Salie vê-se então diante de um desafio: como arranjar formas de explicar a Madické que não era assim que as coisas funcionavam, que ele devia preparar-se financeiramente e emocionalmente antes de querer sair da sua comunidade? Como é que Salie faria isso sem ser vista como uma má pessoa, influenciada pela intelectualidade e pelo individualismo do ocidente?  A comunidade já considerava Salie como uma individualista e egoísta.

Este livro convida-nos a questionar as nossas reais motivações sobre imigração. Deixar a nossa rede de apoio (família e amigos) em busca eufórica pelo refúgio e melhores condições de vida na diáspora ocidental pode carregar consigo armadilhas que a mídia faz questão de mascarar, uma vez que  a imigração para a europa é sempre vista como bem sucedida, podemos cair em desgraça.  Convida-nos a questionar as razões que nos levam a acreditar que o racismo é qualitativo sem o pendor quantitativo, no sentido de pensarmos que se diminui o racismo quando uma quantidade  considerável de negros passa a viver num ambiente hostil.  A nossa alienação em relação ao racismo leva-nos a pensar que quanto mais negros viverem na europa menos preconceito irão sofrer.
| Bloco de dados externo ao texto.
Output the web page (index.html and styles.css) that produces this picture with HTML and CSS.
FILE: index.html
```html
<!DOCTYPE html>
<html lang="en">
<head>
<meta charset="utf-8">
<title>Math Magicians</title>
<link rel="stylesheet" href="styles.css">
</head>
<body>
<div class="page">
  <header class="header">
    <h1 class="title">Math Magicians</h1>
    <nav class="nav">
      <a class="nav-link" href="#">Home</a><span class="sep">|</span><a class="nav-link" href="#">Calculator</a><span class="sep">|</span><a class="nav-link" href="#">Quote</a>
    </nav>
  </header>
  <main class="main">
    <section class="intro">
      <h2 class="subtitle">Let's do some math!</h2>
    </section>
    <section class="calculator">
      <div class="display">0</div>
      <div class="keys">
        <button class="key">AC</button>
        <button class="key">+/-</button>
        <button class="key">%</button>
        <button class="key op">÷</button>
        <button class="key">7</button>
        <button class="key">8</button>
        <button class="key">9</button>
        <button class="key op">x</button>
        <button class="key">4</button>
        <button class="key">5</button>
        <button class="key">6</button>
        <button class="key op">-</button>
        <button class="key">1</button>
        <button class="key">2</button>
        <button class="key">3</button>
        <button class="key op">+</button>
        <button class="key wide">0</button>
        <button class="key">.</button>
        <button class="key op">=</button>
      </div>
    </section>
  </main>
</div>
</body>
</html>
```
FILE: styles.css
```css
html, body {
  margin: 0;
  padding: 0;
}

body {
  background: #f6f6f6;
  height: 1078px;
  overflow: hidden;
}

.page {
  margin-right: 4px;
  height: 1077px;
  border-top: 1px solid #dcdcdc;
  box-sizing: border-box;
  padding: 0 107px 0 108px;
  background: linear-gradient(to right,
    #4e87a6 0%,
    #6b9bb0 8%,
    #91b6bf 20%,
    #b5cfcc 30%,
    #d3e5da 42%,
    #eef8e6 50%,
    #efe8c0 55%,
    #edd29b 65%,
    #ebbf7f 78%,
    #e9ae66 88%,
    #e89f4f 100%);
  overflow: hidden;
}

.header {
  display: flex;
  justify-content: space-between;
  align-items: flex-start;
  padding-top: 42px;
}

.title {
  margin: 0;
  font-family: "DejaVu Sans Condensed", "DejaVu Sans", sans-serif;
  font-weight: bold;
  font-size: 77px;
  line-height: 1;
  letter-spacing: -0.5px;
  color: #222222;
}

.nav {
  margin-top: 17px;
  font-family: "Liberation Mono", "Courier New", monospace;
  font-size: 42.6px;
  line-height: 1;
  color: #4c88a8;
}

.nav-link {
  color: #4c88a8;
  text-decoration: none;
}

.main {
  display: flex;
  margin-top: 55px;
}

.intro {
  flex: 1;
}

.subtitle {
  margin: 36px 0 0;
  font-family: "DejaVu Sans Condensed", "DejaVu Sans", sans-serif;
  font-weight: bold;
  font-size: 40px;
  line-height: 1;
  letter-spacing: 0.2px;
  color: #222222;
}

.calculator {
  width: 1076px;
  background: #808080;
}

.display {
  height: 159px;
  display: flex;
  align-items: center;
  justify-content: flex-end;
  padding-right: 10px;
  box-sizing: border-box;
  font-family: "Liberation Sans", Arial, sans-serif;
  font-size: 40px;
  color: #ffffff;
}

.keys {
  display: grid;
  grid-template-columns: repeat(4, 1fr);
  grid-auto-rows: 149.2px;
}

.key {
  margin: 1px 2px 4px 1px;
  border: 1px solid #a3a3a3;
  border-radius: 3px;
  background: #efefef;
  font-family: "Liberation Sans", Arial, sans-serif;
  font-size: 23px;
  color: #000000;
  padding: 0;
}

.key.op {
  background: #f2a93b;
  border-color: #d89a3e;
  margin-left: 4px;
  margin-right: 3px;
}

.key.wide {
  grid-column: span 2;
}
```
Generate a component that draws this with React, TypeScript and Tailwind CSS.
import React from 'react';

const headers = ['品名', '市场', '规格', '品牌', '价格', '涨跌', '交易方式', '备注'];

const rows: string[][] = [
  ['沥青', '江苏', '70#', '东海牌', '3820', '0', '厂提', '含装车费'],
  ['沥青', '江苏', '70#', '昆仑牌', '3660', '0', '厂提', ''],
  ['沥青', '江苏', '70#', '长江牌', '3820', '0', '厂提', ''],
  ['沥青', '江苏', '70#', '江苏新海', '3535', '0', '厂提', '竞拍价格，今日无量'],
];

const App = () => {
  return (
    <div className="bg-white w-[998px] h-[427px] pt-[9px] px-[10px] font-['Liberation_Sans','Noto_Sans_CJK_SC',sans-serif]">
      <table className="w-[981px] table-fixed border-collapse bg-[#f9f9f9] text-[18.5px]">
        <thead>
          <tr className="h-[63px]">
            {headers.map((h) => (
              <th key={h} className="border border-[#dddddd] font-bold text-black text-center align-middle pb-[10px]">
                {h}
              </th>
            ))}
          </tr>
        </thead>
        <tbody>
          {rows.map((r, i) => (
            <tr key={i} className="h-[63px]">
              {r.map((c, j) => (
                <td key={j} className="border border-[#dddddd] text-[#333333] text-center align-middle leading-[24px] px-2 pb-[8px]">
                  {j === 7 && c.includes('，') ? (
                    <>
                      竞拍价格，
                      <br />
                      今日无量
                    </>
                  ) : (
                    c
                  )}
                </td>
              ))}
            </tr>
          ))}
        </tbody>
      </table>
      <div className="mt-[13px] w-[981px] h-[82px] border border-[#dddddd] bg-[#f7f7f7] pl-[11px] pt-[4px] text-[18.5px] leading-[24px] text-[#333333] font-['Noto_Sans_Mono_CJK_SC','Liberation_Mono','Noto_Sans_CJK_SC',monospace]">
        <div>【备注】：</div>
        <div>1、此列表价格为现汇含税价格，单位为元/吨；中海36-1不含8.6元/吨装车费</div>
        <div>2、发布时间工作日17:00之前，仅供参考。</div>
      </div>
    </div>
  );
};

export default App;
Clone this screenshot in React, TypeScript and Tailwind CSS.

E se perguntássemos aos nossos irmãos africanos da equipa francesa (que por sinal são a maioria) sobre o que eles vivem diariamente nos bastidores? E se questionássemos a razão deles serem considerados franceses quando ganham e serem considerados camaroneses, congoleses, senegaleses, etc., quando perdem?

Através desse romance profundo e cuidadoso, Fatou Diome mostra-nos também que nem todos os sonhos são para serem realizados, ou pelo menos, nem todos conseguirão realizar os seus sonhos, porque a vida é dura, infelizmente. Há quem consegue ter êxitos no próprio país, há quem consegue ter êxitos fora do seu país, e há quem, assim como ela, é híbrida, mas terá de lidar com a nostalgia, a solidão, a saudade e todos os desafios que a imigração acarreta.

Eu acredito que este é um livro importante de se ler, sobretudo para quem pensa em sair do seu próprio país e imigrar, porque nos confere algo como uma preparação emocional.

Fatou Diome tem uma forma tocante de escrever e este livro pode nos impactar de forma surpreendente.